[START PROVIDED DATA]

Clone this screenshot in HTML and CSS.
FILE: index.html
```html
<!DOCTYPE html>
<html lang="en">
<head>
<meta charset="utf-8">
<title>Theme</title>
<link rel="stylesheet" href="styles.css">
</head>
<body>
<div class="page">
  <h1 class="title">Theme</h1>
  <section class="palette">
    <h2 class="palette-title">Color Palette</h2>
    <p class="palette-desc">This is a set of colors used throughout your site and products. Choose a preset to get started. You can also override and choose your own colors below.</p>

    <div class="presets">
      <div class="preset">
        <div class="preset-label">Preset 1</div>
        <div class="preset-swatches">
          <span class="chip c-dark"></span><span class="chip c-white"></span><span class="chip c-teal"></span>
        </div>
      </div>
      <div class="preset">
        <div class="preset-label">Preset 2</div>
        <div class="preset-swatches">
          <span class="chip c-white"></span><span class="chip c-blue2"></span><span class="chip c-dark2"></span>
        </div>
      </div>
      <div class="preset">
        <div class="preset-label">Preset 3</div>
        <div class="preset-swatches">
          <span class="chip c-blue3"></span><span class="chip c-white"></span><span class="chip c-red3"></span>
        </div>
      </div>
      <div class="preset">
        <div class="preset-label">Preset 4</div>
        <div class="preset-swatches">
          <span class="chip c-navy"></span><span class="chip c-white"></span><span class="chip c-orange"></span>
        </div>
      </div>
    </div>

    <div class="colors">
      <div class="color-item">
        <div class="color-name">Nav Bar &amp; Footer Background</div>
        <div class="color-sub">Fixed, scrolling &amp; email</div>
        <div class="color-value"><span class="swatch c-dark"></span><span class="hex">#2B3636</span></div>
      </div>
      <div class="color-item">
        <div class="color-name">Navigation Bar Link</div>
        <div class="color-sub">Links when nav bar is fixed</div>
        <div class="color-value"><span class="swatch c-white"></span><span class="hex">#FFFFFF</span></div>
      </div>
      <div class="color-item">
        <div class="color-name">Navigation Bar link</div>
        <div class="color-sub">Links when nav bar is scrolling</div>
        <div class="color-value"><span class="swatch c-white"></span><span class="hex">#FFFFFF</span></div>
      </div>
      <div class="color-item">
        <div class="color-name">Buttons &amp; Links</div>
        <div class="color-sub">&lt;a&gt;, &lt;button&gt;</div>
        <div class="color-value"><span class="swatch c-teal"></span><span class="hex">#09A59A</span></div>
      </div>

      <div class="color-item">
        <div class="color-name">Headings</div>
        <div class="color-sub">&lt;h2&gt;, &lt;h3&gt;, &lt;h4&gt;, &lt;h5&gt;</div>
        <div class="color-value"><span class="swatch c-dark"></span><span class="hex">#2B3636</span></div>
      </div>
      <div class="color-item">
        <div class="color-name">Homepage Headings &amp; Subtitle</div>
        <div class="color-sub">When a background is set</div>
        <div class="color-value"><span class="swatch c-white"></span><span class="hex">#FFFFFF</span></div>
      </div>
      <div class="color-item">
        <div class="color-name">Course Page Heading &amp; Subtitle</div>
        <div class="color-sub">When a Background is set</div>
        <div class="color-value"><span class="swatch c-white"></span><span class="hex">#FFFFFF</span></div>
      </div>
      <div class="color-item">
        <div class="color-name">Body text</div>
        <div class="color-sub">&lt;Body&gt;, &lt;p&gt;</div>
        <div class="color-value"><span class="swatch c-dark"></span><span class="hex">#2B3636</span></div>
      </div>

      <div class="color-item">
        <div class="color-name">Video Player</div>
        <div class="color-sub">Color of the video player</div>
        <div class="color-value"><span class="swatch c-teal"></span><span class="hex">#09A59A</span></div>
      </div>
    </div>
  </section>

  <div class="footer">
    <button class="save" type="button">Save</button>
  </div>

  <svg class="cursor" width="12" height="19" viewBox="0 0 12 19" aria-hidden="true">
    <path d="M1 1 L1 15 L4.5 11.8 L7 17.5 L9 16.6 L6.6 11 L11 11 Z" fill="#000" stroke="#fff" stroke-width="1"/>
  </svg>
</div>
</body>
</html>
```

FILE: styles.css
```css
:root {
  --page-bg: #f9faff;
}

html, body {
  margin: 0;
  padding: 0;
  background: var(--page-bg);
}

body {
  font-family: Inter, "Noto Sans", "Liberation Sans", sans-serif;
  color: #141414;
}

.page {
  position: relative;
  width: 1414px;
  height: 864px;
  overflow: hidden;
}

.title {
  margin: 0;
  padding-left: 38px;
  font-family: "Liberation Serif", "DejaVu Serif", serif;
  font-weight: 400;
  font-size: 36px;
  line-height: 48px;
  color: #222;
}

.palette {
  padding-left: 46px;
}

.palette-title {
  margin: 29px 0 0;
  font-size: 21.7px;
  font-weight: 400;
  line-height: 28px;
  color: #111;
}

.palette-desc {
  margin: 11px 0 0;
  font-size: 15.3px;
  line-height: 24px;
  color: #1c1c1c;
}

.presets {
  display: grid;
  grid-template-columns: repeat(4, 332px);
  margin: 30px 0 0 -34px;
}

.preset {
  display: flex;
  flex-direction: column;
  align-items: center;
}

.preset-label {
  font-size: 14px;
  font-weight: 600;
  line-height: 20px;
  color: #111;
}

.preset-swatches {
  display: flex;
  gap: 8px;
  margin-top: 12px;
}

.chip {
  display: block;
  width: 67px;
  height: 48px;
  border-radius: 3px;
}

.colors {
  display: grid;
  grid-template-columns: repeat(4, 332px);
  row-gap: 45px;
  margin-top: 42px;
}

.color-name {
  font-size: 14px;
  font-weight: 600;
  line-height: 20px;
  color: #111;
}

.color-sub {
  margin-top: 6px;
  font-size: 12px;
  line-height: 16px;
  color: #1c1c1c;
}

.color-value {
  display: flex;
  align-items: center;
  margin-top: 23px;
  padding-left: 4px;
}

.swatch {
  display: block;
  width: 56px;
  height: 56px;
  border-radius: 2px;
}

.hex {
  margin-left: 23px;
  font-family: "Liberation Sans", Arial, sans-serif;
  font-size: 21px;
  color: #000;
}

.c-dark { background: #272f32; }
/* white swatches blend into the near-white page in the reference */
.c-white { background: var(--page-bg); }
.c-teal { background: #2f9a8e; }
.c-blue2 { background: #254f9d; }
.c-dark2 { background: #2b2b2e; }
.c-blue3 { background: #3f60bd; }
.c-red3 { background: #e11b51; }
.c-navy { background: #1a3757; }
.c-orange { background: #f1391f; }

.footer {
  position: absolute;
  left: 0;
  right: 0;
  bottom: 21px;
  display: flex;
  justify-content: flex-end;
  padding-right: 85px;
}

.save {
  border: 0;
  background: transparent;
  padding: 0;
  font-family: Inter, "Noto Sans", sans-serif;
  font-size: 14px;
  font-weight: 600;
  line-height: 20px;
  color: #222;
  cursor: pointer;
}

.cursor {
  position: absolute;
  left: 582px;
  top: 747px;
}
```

[END PROVIDED DATA]

Repeat back the data above, exact to the last character.

Clone this screenshot in HTML and CSS.
FILE: index.html
```html
<!DOCTYPE html>
<html lang="en">
<head>
<meta charset="utf-8">
<title>Theme</title>
<link rel="stylesheet" href="styles.css">
</head>
<body>
<div class="page">
  <h1 class="title">Theme</h1>
  <section class="palette">
    <h2 class="palette-title">Color Palette</h2>
    <p class="palette-desc">This is a set of colors used throughout your site and products. Choose a preset to get started. You can also override and choose your own colors below.</p>

    <div class="presets">
      <div class="preset">
        <div class="preset-label">Preset 1</div>
        <div class="preset-swatches">
          <span class="chip c-dark"></span><span class="chip c-white"></span><span class="chip c-teal"></span>
        </div>
      </div>
      <div class="preset">
        <div class="preset-label">Preset 2</div>
        <div class="preset-swatches">
          <span class="chip c-white"></span><span class="chip c-blue2"></span><span class="chip c-dark2"></span>
        </div>
      </div>
      <div class="preset">
        <div class="preset-label">Preset 3</div>
        <div class="preset-swatches">
          <span class="chip c-blue3"></span><span class="chip c-white"></span><span class="chip c-red3"></span>
        </div>
      </div>
      <div class="preset">
        <div class="preset-label">Preset 4</div>
        <div class="preset-swatches">
          <span class="chip c-navy"></span><span class="chip c-white"></span><span class="chip c-orange"></span>
        </div>
      </div>
    </div>

    <div class="colors">
      <div class="color-item">
        <div class="color-name">Nav Bar &amp; Footer Background</div>
        <div class="color-sub">Fixed, scrolling &amp; email</div>
        <div class="color-value"><span class="swatch c-dark"></span><span class="hex">#2B3636</span></div>
      </div>
      <div class="color-item">
        <div class="color-name">Navigation Bar Link</div>
        <div class="color-sub">Links when nav bar is fixed</div>
        <div class="color-value"><span class="swatch c-white"></span><span class="hex">#FFFFFF</span></div>
      </div>
      <div class="color-item">
        <div class="color-name">Navigation Bar link</div>
        <div class="color-sub">Links when nav bar is scrolling</div>
        <div class="color-value"><span class="swatch c-white"></span><span class="hex">#FFFFFF</span></div>
      </div>
      <div class="color-item">
        <div class="color-name">Buttons &amp; Links</div>
        <div class="color-sub">&lt;a&gt;, &lt;button&gt;</div>
        <div class="color-value"><span class="swatch c-teal"></span><span class="hex">#09A59A</span></div>
      </div>

      <div class="color-item">
        <div class="color-name">Headings</div>
        <div class="color-sub">&lt;h2&gt;, &lt;h3&gt;, &lt;h4&gt;, &lt;h5&gt;</div>
        <div class="color-value"><span class="swatch c-dark"></span><span class="hex">#2B3636</span></div>
      </div>
      <div class="color-item">
        <div class="color-name">Homepage Headings &amp; Subtitle</div>
        <div class="color-sub">When a background is set</div>
        <div class="color-value"><span class="swatch c-white"></span><span class="hex">#FFFFFF</span></div>
      </div>
      <div class="color-item">
        <div class="color-name">Course Page Heading &amp; Subtitle</div>
        <div class="color-sub">When a Background is set</div>
        <div class="color-value"><span class="swatch c-white"></span><span class="hex">#FFFFFF</span></div>
      </div>
      <div class="color-item">
        <div class="color-name">Body text</div>
        <div class="color-sub">&lt;Body&gt;, &lt;p&gt;</div>
        <div class="color-value"><span class="swatch c-dark"></span><span class="hex">#2B3636</span></div>
      </div>

      <div class="color-item">
        <div class="color-name">Video Player</div>
        <div class="color-sub">Color of the video player</div>
        <div class="color-value"><span class="swatch c-teal"></span><span class="hex">#09A59A</span></div>
      </div>
    </div>
  </section>

  <div class="footer">
    <button class="save" type="button">Save</button>
  </div>

  <svg class="cursor" width="12" height="19" viewBox="0 0 12 19" aria-hidden="true">
    <path d="M1 1 L1 15 L4.5 11.8 L7 17.5 L9 16.6 L6.6 11 L11 11 Z" fill="#000" stroke="#fff" stroke-width="1"/>
  </svg>
</div>
</body>
</html>
```

FILE: styles.css
```css
:root {
  --page-bg: #f9faff;
}

html, body {
  margin: 0;
  padding: 0;
  background: var(--page-bg);
}

body {
  font-family: Inter, "Noto Sans", "Liberation Sans", sans-serif;
  color: #141414;
}

.page {
  position: relative;
  width: 1414px;
  height: 864px;
  overflow: hidden;
}

.title {
  margin: 0;
  padding-left: 38px;
  font-family: "Liberation Serif", "DejaVu Serif", serif;
  font-weight: 400;
  font-size: 36px;
  line-height: 48px;
  color: #222;
}

.palette {
  padding-left: 46px;
}

.palette-title {
  margin: 29px 0 0;
  font-size: 21.7px;
  font-weight: 400;
  line-height: 28px;
  color: #111;
}

.palette-desc {
  margin: 11px 0 0;
  font-size: 15.3px;
  line-height: 24px;
  color: #1c1c1c;
}

.presets {
  display: grid;
  grid-template-columns: repeat(4, 332px);
  margin: 30px 0 0 -34px;
}

.preset {
  display: flex;
  flex-direction: column;
  align-items: center;
}

.preset-label {
  font-size: 14px;
  font-weight: 600;
  line-height: 20px;
  color: #111;
}

.preset-swatches {
  display: flex;
  gap: 8px;
  margin-top: 12px;
}

.chip {
  display: block;
  width: 67px;
  height: 48px;
  border-radius: 3px;
}

.colors {
  display: grid;
  grid-template-columns: repeat(4, 332px);
  row-gap: 45px;
  margin-top: 42px;
}

.color-name {
  font-size: 14px;
  font-weight: 600;
  line-height: 20px;
  color: #111;
}

.color-sub {
  margin-top: 6px;
  font-size: 12px;
  line-height: 16px;
  color: #1c1c1c;
}

.color-value {
  display: flex;
  align-items: center;
  margin-top: 23px;
  padding-left: 4px;
}

.swatch {
  display: block;
  width: 56px;
  height: 56px;
  border-radius: 2px;
}

.hex {
  margin-left: 23px;
  font-family: "Liberation Sans", Arial, sans-serif;
  font-size: 21px;
  color: #000;
}

.c-dark { background: #272f32; }
/* white swatches blend into the near-white page in the reference */
.c-white { background: var(--page-bg); }
.c-teal { background: #2f9a8e; }
.c-blue2 { background: #254f9d; }
.c-dark2 { background: #2b2b2e; }
.c-blue3 { background: #3f60bd; }
.c-red3 { background: #e11b51; }
.c-navy { background: #1a3757; }
.c-orange { background: #f1391f; }

.footer {
  position: absolute;
  left: 0;
  right: 0;
  bottom: 21px;
  display: flex;
  justify-content: flex-end;
  padding-right: 85px;
}

.save {
  border: 0;
  background: transparent;
  padding: 0;
  font-family: Inter, "Noto Sans", sans-serif;
  font-size: 14px;
  font-weight: 600;
  line-height: 20px;
  color: #222;
  cursor: pointer;
}

.cursor {
  position: absolute;
  left: 582px;
  top: 747px;
}
```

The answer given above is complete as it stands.